Лицемерный и сладострастный граф Мейнольт фон Вильденфорст одержим страстью к жене своего соседа графа Вольфа фон Шрофен-Штейна и добивается ответной любви, «на истинную дружбу Вольфа отвечал он одним лицемерством»42; соблазнив Берту, он стремится устранить соперника и подсылает к нему убийц. После гибели Вольфа он, чтобы вступить в брак с Бертой, заключает в подземную темницу свою жену Анну, распуская слух о ее смерти, а затем так же поступает и с самой Бертой. В его преступлениях ему помогает «корыстолюбивый, гнусный поверенный» священник Эрентраут (2, 12). Мейнольт лелеет намерение уморить голодом заключенных женщин (2, 13). Сын Берты, Сигмунд, которого отчим велел убить, спасается чудом и вырастает в доблестного рыцаря; случайно попав в замок Шрофен-Штейн, он обнаруживает в подземной тюрьме свою мать, которую, конечно, не узнает. «Кто вы? — спросил он, — и зачем томитесь в сей темнице? Вы в погребальном платье, а там гробница... Злополучная! не заживо ли вы были похоронены?» (2, 44). В конце повести Сигмунд находит и своего отца, избегнувшего убийц.

Именно эта сюжетная схема и является предысторией Гуго фон Брахта. Подчеркнем еще раз, что речь идет не о связи двух конкретных текстов, а именно о типовых мотивах. Келлер в «Гуго фон Брахте» и Ромуальд фон Мей в «Замке Нейгаузен» действуют именно так, как граф Мейнольт: добиваются дружбы благородного и доверчивого героя, чтобы обольстить его жену, а затем стремятся избавиться от него самого с помощью злодея-клеврета; женщина же становится предметом домогательств и в случае неуспеха — заточения (как в «Гуго фон Брахте»). Этот мотив будет повторен А. Бестужевым в «Латнике». Но для рыцарского романа — это центральный или один из существенных сюжетных ходов; для Николая Бестужева — мотивировка характера и поведения. В «Замке Нейгаузен» он одновременно служит целям характерологии и построения сюжета, и здесь автор развертывает в особую сцену еще один мотив, у Николая Бестужева только намеченный, — мотив тайного суда.

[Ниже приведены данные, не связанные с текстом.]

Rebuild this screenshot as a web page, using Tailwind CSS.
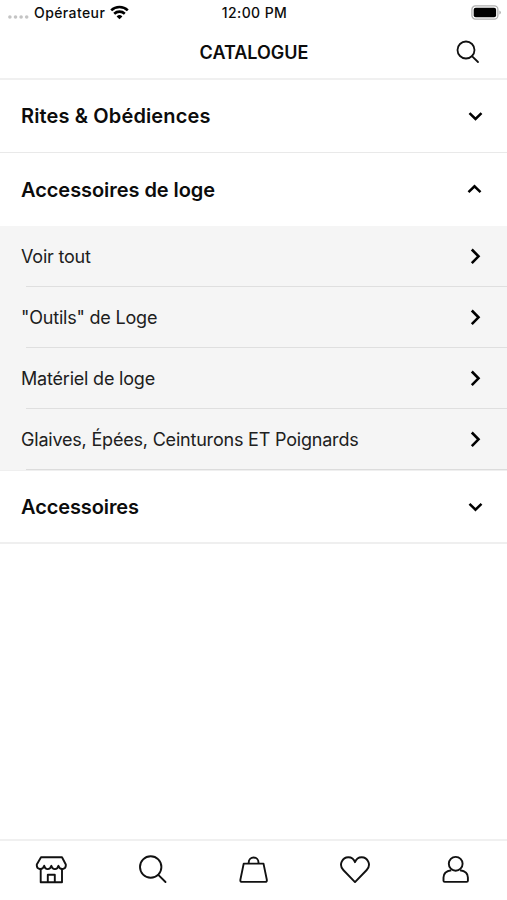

Нам приходилось уже подробно говорить о случаях рецепции немецкого романа о тайных обществах, с которым соприкасался и «Ринальдо Ринальдини». Но сцена тайного суда в «Замке Нейгаузен» так же отличается от этих образцов, как сам замок от замков готического романа. Тайный суд здесь не таинственен и не всегда всемогущ; на нем нет никакого отпечатка сверхъестественного; его мистические атрибуты — бутафория. В таком именно качестве он выступает в рыцарском романе.

Конечно, общие сведения о суде Фемы Бестужев почерпнул из исторических сочинений — но чисто художественное его воплощение ориентировано на романную модель. Мы уже упоминали, что роман Файта Вебера «Святая Фема» дал сюжет для «Дома Аспенов» В. Скотта, в 1790-е годы ее разрабатывают Б. Науберт, Г. Цшокке, Вульпиус и др. В историческом романе, связанном с просветительской традицией, замечает М. Тальман, утвердилось представление об обмане и своекорыстии, лежащих в основе германского варианта инквизиционных судов; страх, ими внушаемый, исходит не от тайны, облекающей их деятельность, а от козней их руководителей43.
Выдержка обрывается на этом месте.